→ LISTED ENTRIES:
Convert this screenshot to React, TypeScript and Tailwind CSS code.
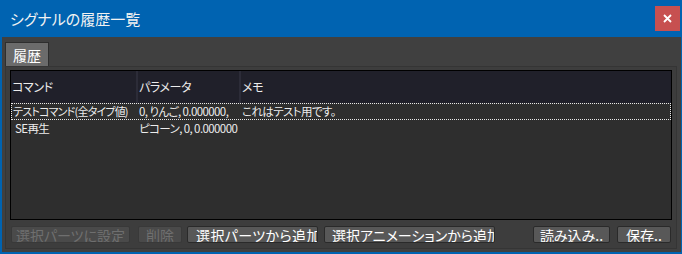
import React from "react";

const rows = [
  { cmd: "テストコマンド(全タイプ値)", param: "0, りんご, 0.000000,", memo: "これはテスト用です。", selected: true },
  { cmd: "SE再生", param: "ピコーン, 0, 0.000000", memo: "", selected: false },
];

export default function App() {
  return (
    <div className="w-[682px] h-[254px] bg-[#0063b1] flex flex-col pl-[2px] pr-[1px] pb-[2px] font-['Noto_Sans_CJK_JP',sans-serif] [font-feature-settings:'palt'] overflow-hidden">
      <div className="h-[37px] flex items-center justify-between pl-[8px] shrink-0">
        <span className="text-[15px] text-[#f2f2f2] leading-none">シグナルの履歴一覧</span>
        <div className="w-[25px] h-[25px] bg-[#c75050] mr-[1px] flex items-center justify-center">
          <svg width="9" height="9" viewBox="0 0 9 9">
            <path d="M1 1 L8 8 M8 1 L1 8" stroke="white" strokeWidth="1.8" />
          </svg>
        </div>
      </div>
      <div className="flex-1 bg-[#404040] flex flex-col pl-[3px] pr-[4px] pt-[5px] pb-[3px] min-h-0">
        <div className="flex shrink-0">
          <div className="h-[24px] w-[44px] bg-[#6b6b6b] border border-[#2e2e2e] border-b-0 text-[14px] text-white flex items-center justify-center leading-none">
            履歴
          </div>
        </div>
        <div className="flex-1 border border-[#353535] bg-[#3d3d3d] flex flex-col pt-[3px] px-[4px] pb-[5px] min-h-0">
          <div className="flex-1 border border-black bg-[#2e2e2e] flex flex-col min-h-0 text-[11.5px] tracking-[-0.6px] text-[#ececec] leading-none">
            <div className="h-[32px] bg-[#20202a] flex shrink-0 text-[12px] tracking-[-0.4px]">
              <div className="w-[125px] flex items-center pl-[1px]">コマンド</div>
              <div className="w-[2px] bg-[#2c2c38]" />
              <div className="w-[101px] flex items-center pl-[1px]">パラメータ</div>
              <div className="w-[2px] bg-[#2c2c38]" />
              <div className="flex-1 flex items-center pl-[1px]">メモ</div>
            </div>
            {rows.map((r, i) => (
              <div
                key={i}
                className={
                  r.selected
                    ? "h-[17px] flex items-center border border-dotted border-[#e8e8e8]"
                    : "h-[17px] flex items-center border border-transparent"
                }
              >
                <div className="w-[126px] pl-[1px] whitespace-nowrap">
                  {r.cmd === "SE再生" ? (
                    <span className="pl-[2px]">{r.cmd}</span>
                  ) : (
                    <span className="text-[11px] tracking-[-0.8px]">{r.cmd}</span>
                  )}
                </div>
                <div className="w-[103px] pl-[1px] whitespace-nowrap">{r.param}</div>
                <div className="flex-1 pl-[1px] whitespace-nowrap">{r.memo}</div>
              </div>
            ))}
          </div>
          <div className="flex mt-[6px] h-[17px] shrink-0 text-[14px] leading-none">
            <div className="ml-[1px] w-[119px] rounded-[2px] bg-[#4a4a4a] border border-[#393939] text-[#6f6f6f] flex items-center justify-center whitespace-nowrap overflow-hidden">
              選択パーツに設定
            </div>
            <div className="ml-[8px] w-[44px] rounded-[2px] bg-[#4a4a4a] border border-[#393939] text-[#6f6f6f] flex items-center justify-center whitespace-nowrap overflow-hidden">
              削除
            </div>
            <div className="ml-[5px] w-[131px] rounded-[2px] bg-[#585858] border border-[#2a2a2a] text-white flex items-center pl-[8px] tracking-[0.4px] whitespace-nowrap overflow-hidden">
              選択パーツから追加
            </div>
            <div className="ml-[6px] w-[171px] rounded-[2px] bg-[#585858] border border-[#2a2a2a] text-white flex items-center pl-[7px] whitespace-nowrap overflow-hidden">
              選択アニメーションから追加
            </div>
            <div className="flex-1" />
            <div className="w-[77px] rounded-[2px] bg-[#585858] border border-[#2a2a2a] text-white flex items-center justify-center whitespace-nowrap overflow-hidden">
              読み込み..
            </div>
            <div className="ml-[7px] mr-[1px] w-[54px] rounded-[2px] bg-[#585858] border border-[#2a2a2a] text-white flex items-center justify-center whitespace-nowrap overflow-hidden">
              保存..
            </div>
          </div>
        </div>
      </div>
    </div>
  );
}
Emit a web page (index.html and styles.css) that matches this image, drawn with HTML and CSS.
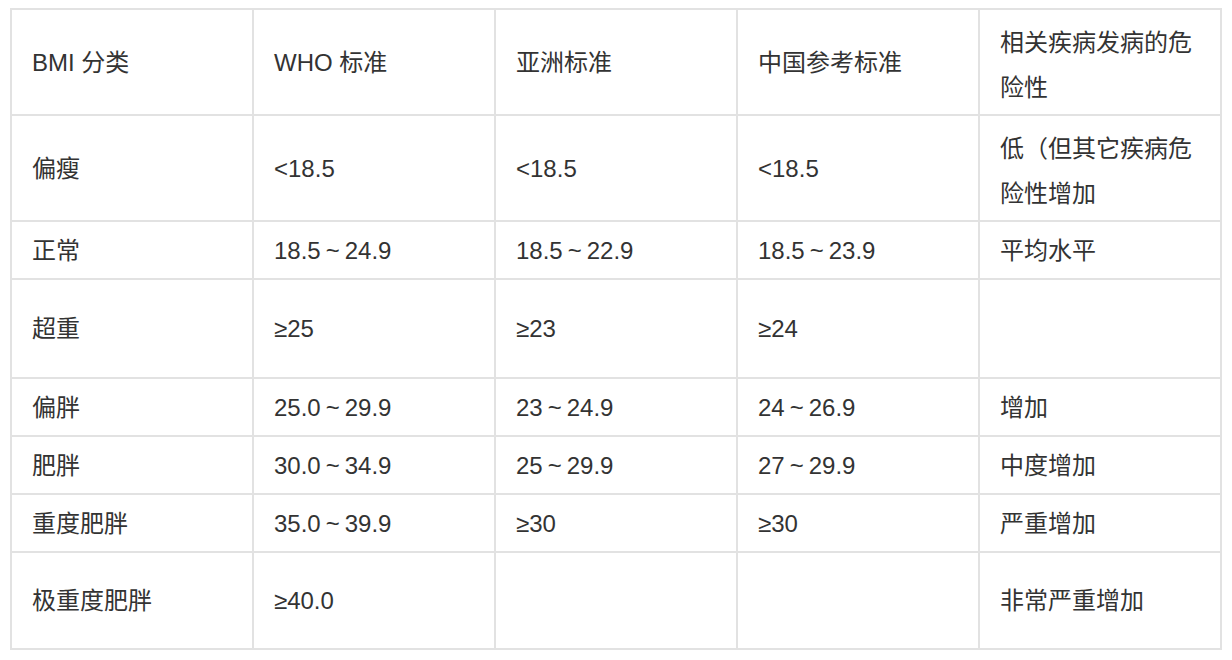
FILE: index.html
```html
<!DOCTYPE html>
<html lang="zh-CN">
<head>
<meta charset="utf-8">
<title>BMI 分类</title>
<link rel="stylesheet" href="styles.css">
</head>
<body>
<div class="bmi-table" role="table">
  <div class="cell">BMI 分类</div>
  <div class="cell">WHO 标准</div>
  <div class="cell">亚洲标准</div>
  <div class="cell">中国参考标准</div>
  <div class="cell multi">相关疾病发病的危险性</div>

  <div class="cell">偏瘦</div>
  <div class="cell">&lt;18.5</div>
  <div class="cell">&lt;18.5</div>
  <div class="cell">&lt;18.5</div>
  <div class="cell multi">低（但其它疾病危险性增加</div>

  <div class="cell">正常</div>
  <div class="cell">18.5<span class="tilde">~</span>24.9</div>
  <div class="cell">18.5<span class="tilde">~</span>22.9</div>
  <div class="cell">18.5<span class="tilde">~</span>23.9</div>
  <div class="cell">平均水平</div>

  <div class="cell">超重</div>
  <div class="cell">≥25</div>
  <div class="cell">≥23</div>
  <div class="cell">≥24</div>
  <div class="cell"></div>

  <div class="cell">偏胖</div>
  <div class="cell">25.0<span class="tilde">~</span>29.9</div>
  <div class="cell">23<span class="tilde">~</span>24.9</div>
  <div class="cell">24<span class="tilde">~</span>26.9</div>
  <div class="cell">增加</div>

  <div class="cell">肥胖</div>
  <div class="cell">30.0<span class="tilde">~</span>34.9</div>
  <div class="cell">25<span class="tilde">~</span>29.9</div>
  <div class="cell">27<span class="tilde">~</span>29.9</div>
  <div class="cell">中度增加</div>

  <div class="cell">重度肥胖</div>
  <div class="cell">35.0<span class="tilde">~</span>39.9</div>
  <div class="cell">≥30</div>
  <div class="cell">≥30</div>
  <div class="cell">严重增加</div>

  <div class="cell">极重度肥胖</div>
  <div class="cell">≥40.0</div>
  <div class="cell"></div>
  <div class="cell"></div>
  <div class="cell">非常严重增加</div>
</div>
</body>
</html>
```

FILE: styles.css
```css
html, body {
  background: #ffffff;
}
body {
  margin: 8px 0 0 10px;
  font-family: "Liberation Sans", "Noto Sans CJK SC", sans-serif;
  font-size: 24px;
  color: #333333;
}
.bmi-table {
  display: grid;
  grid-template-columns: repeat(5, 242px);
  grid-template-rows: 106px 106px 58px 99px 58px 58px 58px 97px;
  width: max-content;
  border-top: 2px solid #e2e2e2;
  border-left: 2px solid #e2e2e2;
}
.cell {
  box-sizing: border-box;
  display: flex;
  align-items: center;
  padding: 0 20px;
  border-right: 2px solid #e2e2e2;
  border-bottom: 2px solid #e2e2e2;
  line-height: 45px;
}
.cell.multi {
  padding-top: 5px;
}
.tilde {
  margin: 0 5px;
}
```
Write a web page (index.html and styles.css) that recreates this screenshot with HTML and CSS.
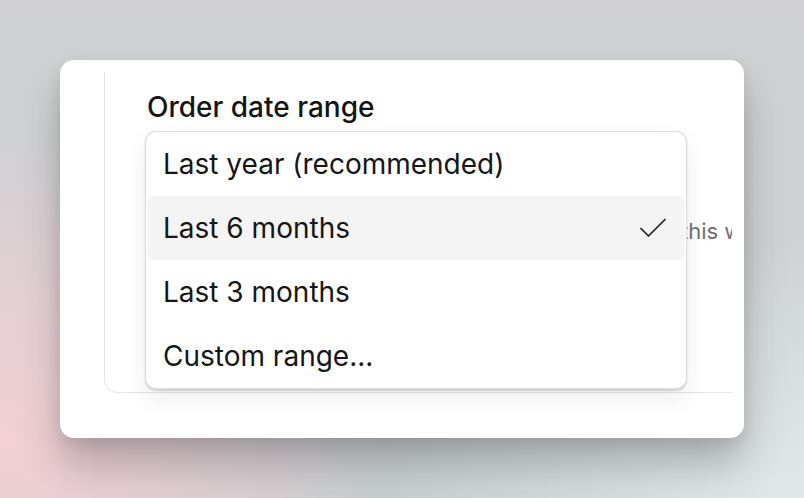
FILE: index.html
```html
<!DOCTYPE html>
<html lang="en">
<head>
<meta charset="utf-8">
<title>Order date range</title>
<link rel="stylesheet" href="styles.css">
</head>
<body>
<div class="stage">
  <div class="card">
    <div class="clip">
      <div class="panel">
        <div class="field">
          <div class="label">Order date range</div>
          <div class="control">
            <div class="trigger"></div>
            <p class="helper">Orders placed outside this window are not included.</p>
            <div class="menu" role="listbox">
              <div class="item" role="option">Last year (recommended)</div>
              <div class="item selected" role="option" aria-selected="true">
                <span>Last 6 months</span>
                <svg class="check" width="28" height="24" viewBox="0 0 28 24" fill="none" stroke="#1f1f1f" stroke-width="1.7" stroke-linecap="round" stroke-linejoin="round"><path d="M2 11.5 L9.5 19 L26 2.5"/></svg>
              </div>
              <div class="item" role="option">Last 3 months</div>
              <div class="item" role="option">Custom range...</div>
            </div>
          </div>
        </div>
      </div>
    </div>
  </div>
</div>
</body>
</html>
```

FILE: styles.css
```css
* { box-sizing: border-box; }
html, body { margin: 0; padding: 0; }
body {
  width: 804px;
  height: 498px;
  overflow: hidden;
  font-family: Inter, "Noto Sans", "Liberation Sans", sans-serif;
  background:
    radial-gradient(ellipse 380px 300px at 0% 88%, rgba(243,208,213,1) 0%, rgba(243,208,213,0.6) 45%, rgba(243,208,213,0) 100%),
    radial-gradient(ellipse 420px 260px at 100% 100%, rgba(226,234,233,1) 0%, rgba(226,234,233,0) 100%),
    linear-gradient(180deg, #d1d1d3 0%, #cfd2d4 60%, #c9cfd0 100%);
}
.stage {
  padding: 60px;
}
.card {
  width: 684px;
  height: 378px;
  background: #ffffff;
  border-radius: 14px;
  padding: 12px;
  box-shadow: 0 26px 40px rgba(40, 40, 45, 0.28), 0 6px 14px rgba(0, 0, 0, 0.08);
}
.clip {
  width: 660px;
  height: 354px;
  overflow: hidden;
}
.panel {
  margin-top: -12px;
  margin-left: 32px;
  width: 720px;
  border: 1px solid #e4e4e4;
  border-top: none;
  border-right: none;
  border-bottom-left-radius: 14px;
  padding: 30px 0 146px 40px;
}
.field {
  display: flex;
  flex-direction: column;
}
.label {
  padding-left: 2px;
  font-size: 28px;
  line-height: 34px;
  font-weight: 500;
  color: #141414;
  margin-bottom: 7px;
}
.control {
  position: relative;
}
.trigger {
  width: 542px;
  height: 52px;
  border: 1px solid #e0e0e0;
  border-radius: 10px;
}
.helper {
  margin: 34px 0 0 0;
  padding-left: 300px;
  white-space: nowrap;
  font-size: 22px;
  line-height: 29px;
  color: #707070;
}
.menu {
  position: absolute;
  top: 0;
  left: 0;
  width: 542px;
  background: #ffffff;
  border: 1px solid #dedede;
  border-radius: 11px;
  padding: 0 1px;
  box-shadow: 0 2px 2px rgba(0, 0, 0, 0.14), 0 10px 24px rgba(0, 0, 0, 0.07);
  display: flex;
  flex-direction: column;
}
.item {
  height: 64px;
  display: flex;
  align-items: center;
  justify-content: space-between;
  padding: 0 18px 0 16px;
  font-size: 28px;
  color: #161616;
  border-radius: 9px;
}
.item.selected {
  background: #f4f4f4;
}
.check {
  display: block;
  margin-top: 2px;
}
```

→ SET PROBLEM: Review the material and copy each line in which the word "this" appears.

→ ANSWER TO THE TASK:
Convert this screenshot to React, TypeScript and Tailwind CSS code.
Emit a web page (index.html and styles.css) that matches this image, drawn with HTML and CSS.
Write a web page (index.html and styles.css) that recreates this screenshot with HTML and CSS.
            <p class="helper">Orders placed outside this window are not included.</p>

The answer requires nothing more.